*Problem requirements*:
Check each line for the string "this". Give only the count of lines that have it.

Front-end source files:

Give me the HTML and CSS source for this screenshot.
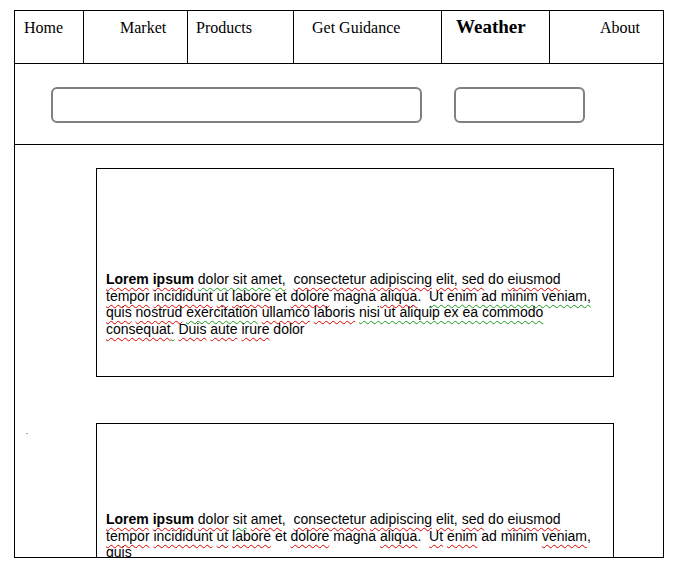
FILE: index.html
```html
<!DOCTYPE html>
<html>
<head>
<meta charset="utf-8">
<link rel="stylesheet" href="styles.css">
</head>
<body>
<div class="frame">
  <nav class="nav">
    <div class="cell c1">Home</div>
    <div class="cell c2">Market</div>
    <div class="cell c3">Products</div>
    <div class="cell c4">Get Guidance</div>
    <div class="cell c5 weather">Weather</div>
    <div class="cell c6">About</div>
  </nav>
  <div class="searchrow">
    <div class="box search"></div>
    <div class="box btn"></div>
  </div>
  <div class="content">
    <div class="row">
      <div class="card card1">
        <p class="txt"><b class="r">Lorem</b> <b class="r">ipsum</b> <span class="g">dolor sit amet,</span>&nbsp; <span class="r">consectetur</span> <span class="r">adipiscing</span> <span class="r">elit,</span> <span class="r">sed</span> do <span class="r">eiusmod</span><br><span class="r">tempor</span> <span class="r">incididunt</span> <span class="r">ut</span> <span class="r">labore</span> et <span class="r">dolore</span> magna <span class="r">aliqua</span>.&nbsp; <span class="g">Ut enim ad minim veniam,</span><br><span class="r">quis</span> <span class="r">nostrud</span> <span class="g">exercitation</span> <span class="r">ullamco</span> <span class="r">laboris</span> <span class="g">nisi ut aliquip ex ea commodo</span><br><span class="r">consequat</span><span class="g">.</span> <span class="r">Duis</span> <span class="r">aute</span> <span class="r">irure</span> dolor</p>
      </div>
    </div>
    <div class="row row2">
      <div class="dot"></div>
      <div class="card card2">
        <p class="txt"><b class="r">Lorem</b> <b class="r">ipsum</b> <span class="r">dolor</span> <span class="g">sit</span> <span class="r">amet</span>,&nbsp; <span class="r">consectetur</span> <span class="r">adipiscing</span> <span class="r">elit</span>, <span class="r">sed</span> do <span class="r">eiusmod</span><br><span class="r">tempor</span> <span class="r">incididunt</span> <span class="r">ut</span> <span class="r">labore</span> et <span class="r">dolore</span> magna <span class="r">aliqua</span>.&nbsp; <span class="r">Ut</span> <span class="r">enim</span> ad minim <span class="r">veniam</span>,<br><span class="r">quis</span></p>
      </div>
    </div>
  </div>
</div>
</body>
</html>
```
FILE: styles.css
```css
html, body {
  margin: 0;
  padding: 0;
  background: #fff;
}

.frame {
  margin: 10px 0 0 14px;
  width: 650px;
  height: 548px;
  box-sizing: border-box;
  border: 1px solid #000;
  overflow: hidden;
}

.nav {
  display: flex;
  height: 53px;
  box-sizing: border-box;
  border-bottom: 1px solid #000;
  font-family: "Liberation Serif", "Times New Roman", serif;
  font-size: 16px;
  color: #000;
}

.cell {
  box-sizing: border-box;
  border-right: 1px solid #000;
  padding-top: 8px;
  line-height: normal;
  white-space: nowrap;
}

.c1 { width: 69px; padding-left: 9px; }
.c2 { width: 104px; padding-left: 36px; }
.c3 { width: 106px; padding-left: 8px; }
.c4 { width: 148px; padding-left: 18px; }
.c5 { width: 108px; padding-left: 14px; }
.c6 { flex: 1; padding-left: 50px; border-right: none; }

.weather {
  font-weight: bold;
  font-size: 19px;
  padding-top: 5px;
}

.searchrow {
  display: flex;
  height: 81px;
  box-sizing: border-box;
  border-bottom: 1px solid #000;
  padding: 23px 0 0 36px;
  gap: 32px;
}

.box {
  box-sizing: border-box;
  height: 36px;
  border: 2px solid #808080;
  border-radius: 6px;
}

.search { width: 371px; }
.btn { width: 131px; }

.content {
  padding-top: 23px;
  display: flex;
  flex-direction: column;
  gap: 46px;
}

.row {
  display: flex;
  padding-left: 81px;
}

.row2 {
  padding-left: 11px;
}

.dot {
  width: 2px;
  height: 1px;
  background: #aaa;
  margin-top: 10px;
  margin-right: 68px;
}

.card {
  width: 518px;
  box-sizing: border-box;
  border: 1px solid #000;
  padding: 0 0 0 9px;
}

.card1 {
  height: 209px;
  padding-top: 102px;
}

.card2 {
  height: 220px;
  padding-top: 87px;
}

.txt {
  margin: 0;
  font-family: "Liberation Sans", Arial, sans-serif;
  font-size: 14px;
  line-height: 16.7px;
  color: #000;
  white-space: nowrap;
}

.r, .g {
  text-decoration-line: underline;
  text-decoration-style: wavy;
  text-decoration-thickness: 1px;
  text-underline-offset: 3px;
}

.r { text-decoration-color: #e00000; }
.g { text-decoration-color: #1a9a1a; }
```
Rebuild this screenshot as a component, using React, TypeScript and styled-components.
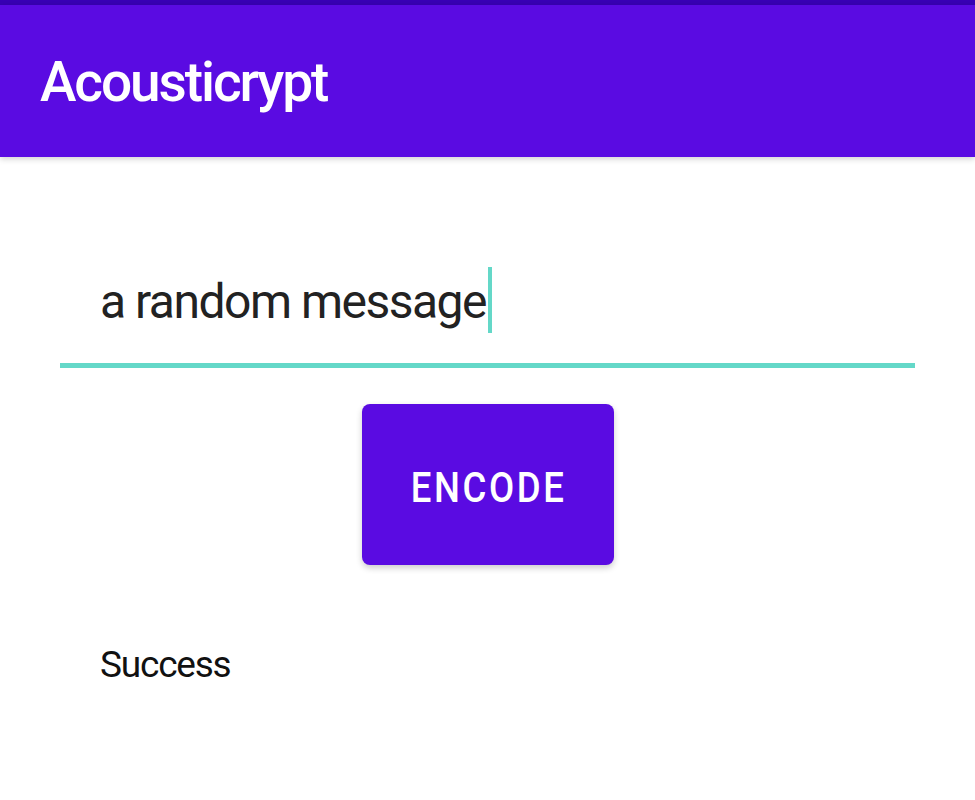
import React from "react";
import styled, { createGlobalStyle } from "styled-components";

const Global = createGlobalStyle`
  html, body { margin: 0; padding: 0; background: #ffffff; }
  body { font-family: Roboto, "Noto Sans", sans-serif; }
`;

const Page = styled.div`
  width: 975px;
  height: 800px;
  display: flex;
  flex-direction: column;
  background: #ffffff;
  overflow: hidden;
`;

const StatusBar = styled.div`
  height: 5px;
  background: #3800b4;
`;

const AppBar = styled.header`
  height: 152px;
  background: #5a0be2;
  display: flex;
  align-items: center;
  padding-left: 40px;
  box-shadow: 0 2px 6px rgba(0, 0, 0, 0.18);
  position: relative;
  z-index: 1;
`;

const Title = styled.h1`
  margin: 0;
  color: #ffffff;
  font-family: Roboto, sans-serif;
  font-weight: 500;
  font-size: 55px;
  letter-spacing: -2.1px;
  line-height: 1;
  margin-top: 2px;
`;

const Content = styled.main`
  display: flex;
  flex-direction: column;
  padding: 0 60px;
`;

const Field = styled.div`
  margin-top: 110px;
  display: flex;
  flex-direction: column;
`;

const InputRow = styled.div`
  display: flex;
  align-items: center;
  padding-left: 40px;
  height: 66px;
`;

const InputText = styled.span`
  font-family: Roboto, sans-serif;
  font-size: 48px;
  letter-spacing: -1.5px;
  color: #222222;
  line-height: 1;
  margin-top: 4px;
`;

const Caret = styled.span`
  display: inline-block;
  width: 4px;
  height: 66px;
  margin-left: 2px;
  background: #64d8c8;
`;

const Underline = styled.div`
  margin-top: 30px;
  height: 5px;
  background: #64d8c8;
`;

const ButtonRow = styled.div`
  display: flex;
  justify-content: center;
  margin-top: 36px;
`;

const Button = styled.button`
  width: 252px;
  height: 161px;
  border: none;
  border-radius: 8px;
  background: #5a0be2;
  color: #ffffff;
  box-shadow: 0 3px 6px rgba(0, 0, 0, 0.2);
  padding: 6px 0 0 0;
  display: flex;
  align-items: center;
  justify-content: center;
`;

const ButtonLabel = styled.span`
  display: inline-block;
  font-family: Roboto, sans-serif;
  font-weight: 500;
  font-size: 42px;
  letter-spacing: 3px;
  margin-right: -3px;
  line-height: 1;
  transform: scaleX(0.87);
`;

const Status = styled.p`
  margin: 81px 0 0 40px;
  font-family: Roboto, sans-serif;
  font-size: 37px;
  letter-spacing: -1.2px;
  color: #111111;
  line-height: 1;
`;

export default function App() {
  return (
    <Page>
      <Global />
      <StatusBar />
      <AppBar>
        <Title>Acousticrypt</Title>
      </AppBar>
      <Content>
        <Field>
          <InputRow>
            <InputText>a random message</InputText>
            <Caret />
          </InputRow>
          <Underline />
        </Field>
        <ButtonRow>
          <Button>
            <ButtonLabel>ENCODE</ButtonLabel>
          </Button>
        </ButtonRow>
        <Status>Success</Status>
      </Content>
    </Page>
  );
}
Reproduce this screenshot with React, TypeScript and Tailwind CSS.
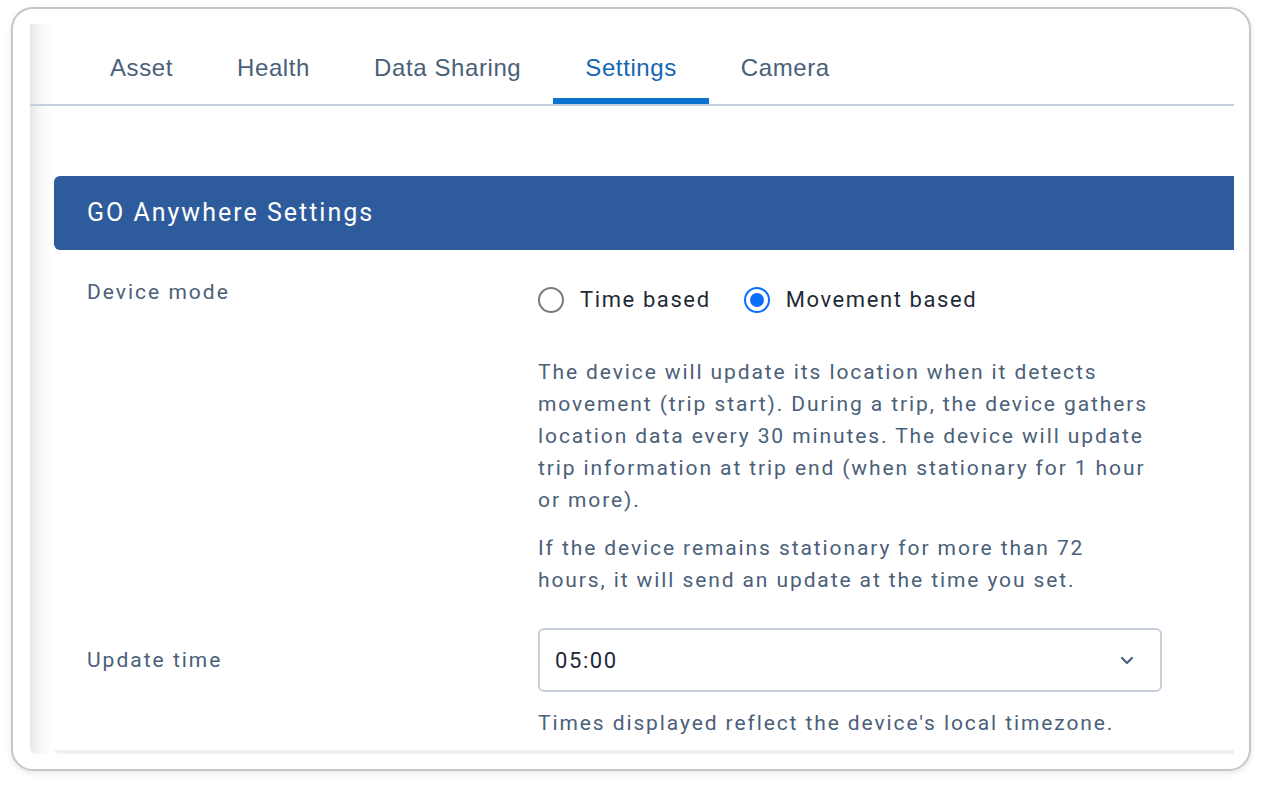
import React from "react";

const tabs = ["Asset", "Health", "Data Sharing", "Settings", "Camera"];

function Radio({ checked, label }: { checked: boolean; label: string }) {
  return (
    <label className="flex items-center gap-4">
      <span
        className={
          checked
            ? "flex h-[26px] w-[26px] items-center justify-center rounded-full border-2 border-[#0d6efd] bg-white"
            : "flex h-[26px] w-[26px] items-center justify-center rounded-full border-2 border-[#7a7a7a] bg-white"
        }
      >
        {checked && <span className="h-[14px] w-[14px] rounded-full bg-[#0d6efd]" />}
      </span>
      <span className="text-[22px] leading-[32px] tracking-[1.6px] text-[#1f2a37]">{label}</span>
    </label>
  );
}

export default function App() {
  return (
    <div className="min-h-screen w-full bg-white pl-[11px] pt-[7px]" style={{ fontFamily: "Roboto, 'Noto Sans', sans-serif" }}>
      <div className="h-[764px] w-[1240px] rounded-[22px] border-2 border-[#c6c6c6] bg-white pb-[15px] pl-[17px] pr-[15px] pt-[15px] shadow-[0_2px_6px_rgba(0,0,0,0.10)]">
        <div className="flex h-full flex-col overflow-hidden rounded-bl-md bg-[linear-gradient(90deg,#e8e8e8_0px,#f5f5f5_8px,#ffffff_22px)]">
          {/* Tabs */}
          <div className="flex border-b-2 border-[#c5d0dc] pl-[48px]">
            {tabs.map((t) => (
              <div
                key={t}
                className={
                  t === "Settings"
                    ? "border-b-[6px] border-[#0b74d1] px-8 pb-[16px] pt-[30px] text-[24px] leading-[28px] tracking-[0.6px] text-[#1565b5]"
                    : "border-b-[6px] border-transparent px-8 pb-[16px] pt-[30px] text-[24px] leading-[28px] tracking-[0.6px] text-[#4a6079]"
                }
                style={{ fontFamily: "'Liberation Sans', Arial, sans-serif" }}
              >
                {t}
              </div>
            ))}
          </div>

          {/* Section */}
          <div className="ml-[24px] mt-[70px] flex flex-1 flex-col rounded-bl-md border-b-4 border-[#f0f2f5]">
            <div className="flex h-[74px] items-center rounded-l-md bg-[#2e5b9b] pl-[33px] text-[25px] tracking-[2px] text-white">
              GO Anywhere Settings
            </div>

            <div className="mt-[26px] flex pl-[33px]">
              <div className="w-[451px] text-[21px] leading-[32px] tracking-[2px] text-[#4a6079]">Device mode</div>
              <div className="w-[624px]">
                <div className="flex h-[48px] items-center gap-[33px]">
                  <Radio checked={false} label="Time based" />
                  <Radio checked={true} label="Movement based" />
                </div>
                <p className="mt-[32px] w-[615px] text-[21px] leading-[32px] tracking-[1.9px] text-[#4a6079]">
                  The device will update its location when it detects movement (trip start). During a trip, the device gathers location data every 30 minutes. The device will update trip information at trip end (when stationary for 1 hour or more).
                </p>
                <p className="mt-[16px] w-[615px] text-[21px] leading-[32px] tracking-[1.9px] text-[#4a6079]">
                  If the device remains stationary for more than 72 hours, it will send an update at the time you set.
                </p>
              </div>
            </div>

            <div className="mt-[32px] flex pl-[33px]">
              <div className="flex h-[64px] w-[451px] items-center text-[21px] leading-[32px] tracking-[2px] text-[#4a6079]">Update time</div>
              <div className="w-[624px]">
                <div className="flex h-[64px] items-center justify-between rounded-[6px] border-2 border-[#c5d0dc] pl-[15px] pr-[26px]">
                  <span className="text-[22px] tracking-[1.6px] text-[#1f2a37]">05:00</span>
                  <svg width="14" height="9" viewBox="0 0 14 9" fill="none">
                    <path d="M2 2l5 5 5-5" stroke="#4a6079" strokeWidth="2.2" strokeLinecap="round" strokeLinejoin="round" />
                  </svg>
                </div>
                <p className="mt-[15px] text-[21px] leading-[32px] tracking-[1.9px] text-[#4a6079]">
                  Times displayed reflect the device's local timezone.
                </p>
              </div>
            </div>
          </div>
        </div>
      </div>
    </div>
  );
}
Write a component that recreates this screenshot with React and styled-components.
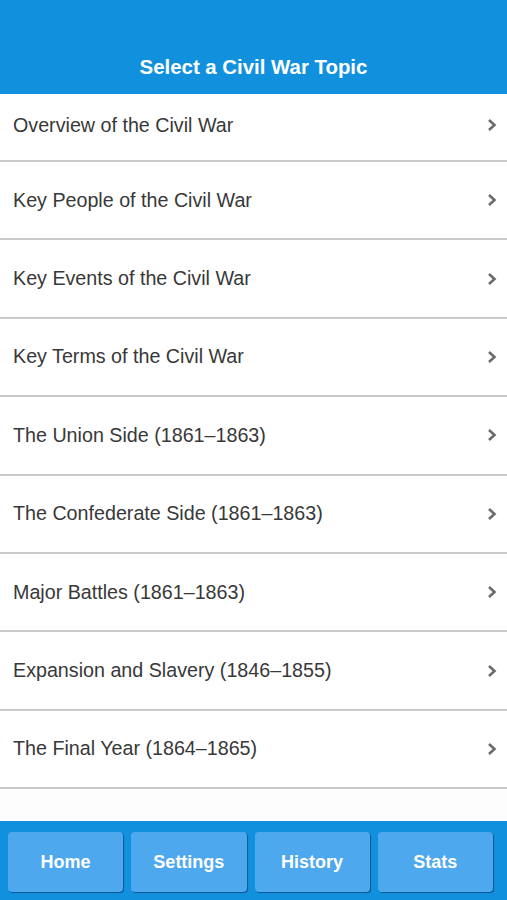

*Output of the exercise*:
4